This does not bode well for the future health and wellbeing of our children. 

“What is going on? Why?” I hear you ask.

I ask myself the same question. 

Despite these concerning numbers, the intense advocacy efforts from non-government and non-profit organisations, institutes and professional societies, the Federal Government is yet to establish a comprehensive National Physical Activity Plan (AHKA). 

There has been a huge push to get kids active in sport and at school. 

This is evident in that we scored a great B- for organised sport.

This, to be honest, doesn’t surprise me– a vast majority of children are enrolled in an extra-curricular sport across their schooling years, yet the amount children “do” during sport, how many times a week they do sport and the intensity all varies.   

For all the structured sport our kids are doing we are only scoring a D+ on physical (aerobic and muscular) fitness, below average relative to international norms. 


It is a common misconception that structured, organised sport is all children need for physical activity.  

Playing a sport does not mean your child will automatically get fitter, stronger or have better motor skills. Children are told what to do, how to do it, when to do it… which doesn’t leave much room for imagination, risk or play.

We see an increased reliance on organised, structured sport to booster physical activity levels and motor skills from the early years with enrolments in gym classes, swimming lessons and toddler sports which continues throughout early childhood. Don’t get me wrong, I love a bit of toddler gym but it’s more for my mental health, to get out of the house and give my child something to do. That 45-minute session per week doesn’t really have the dosage needed to impact their physical abilities. As a paediatric physiotherapist I know that practicing a sport once a week isn’t going to help their running, jumping, throwing or catching. It’s the consistent daily practice of mucking around with the ball, playing chasey with your friends (so many sprints!) and the drive to participate socially. 

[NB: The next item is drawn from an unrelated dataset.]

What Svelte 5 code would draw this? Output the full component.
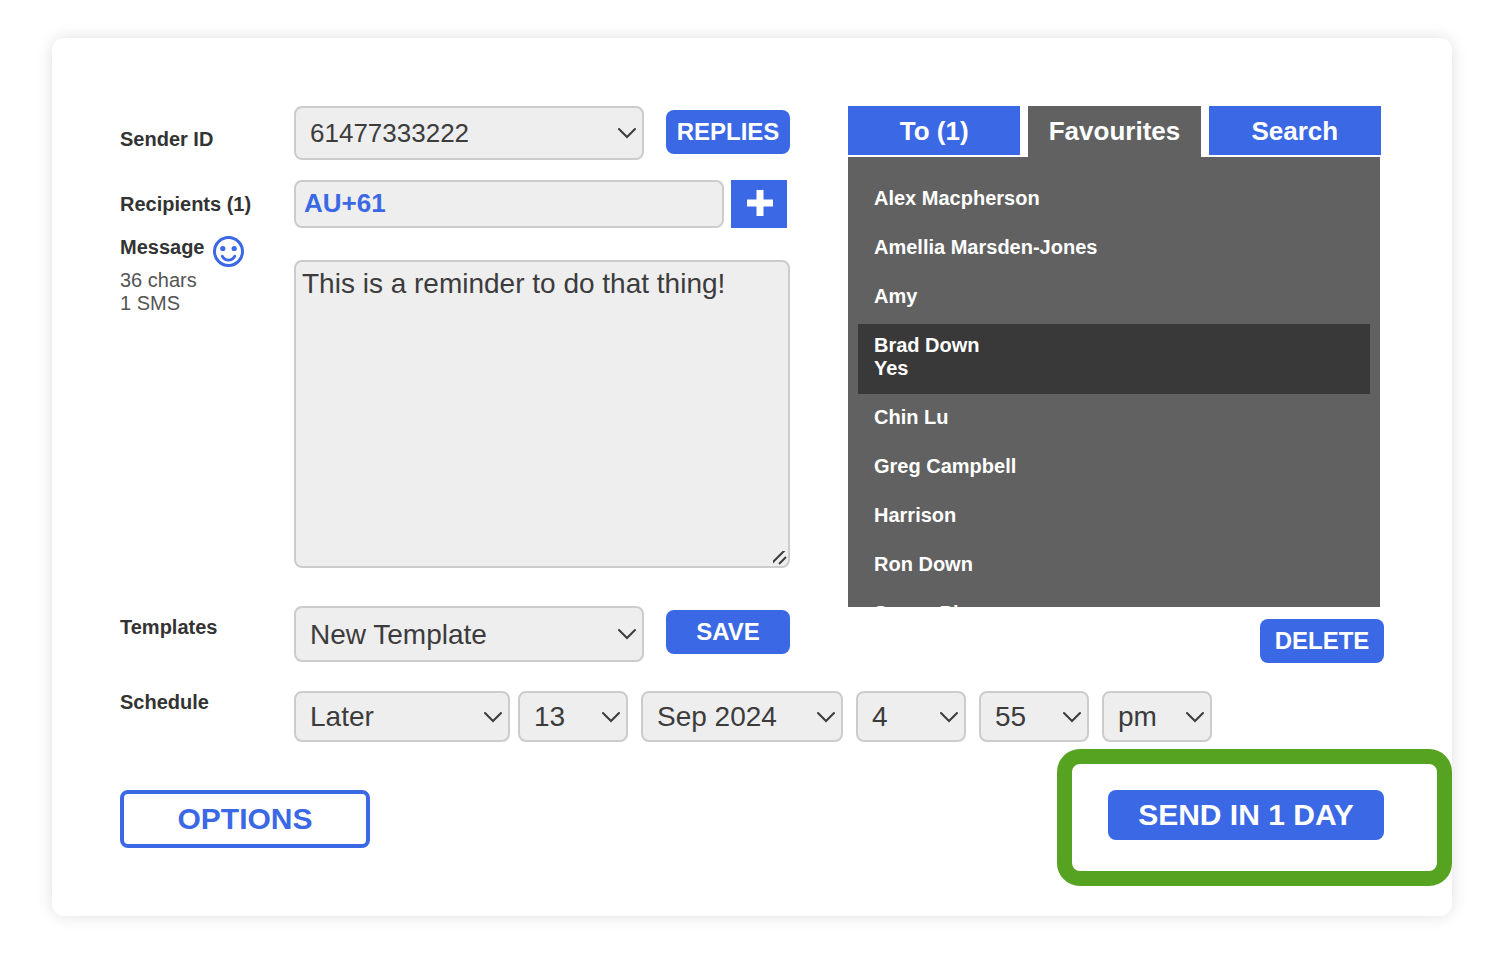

So many kids drop out of organised sports in later primary and early high school and even though they’ve been “playing for years” they don’t have the fundamental skills.  

In Western Society, we as parents face immense pressure to maximise our child’s opportunities and ensure that they are constantly engaged in formalised structured sports… but is this really maximising their developmental opportunities? 

 I wonder what would happen if we drove the same commitment to unstructured outdoor play in those early years and beyond?  

Children are wired to play.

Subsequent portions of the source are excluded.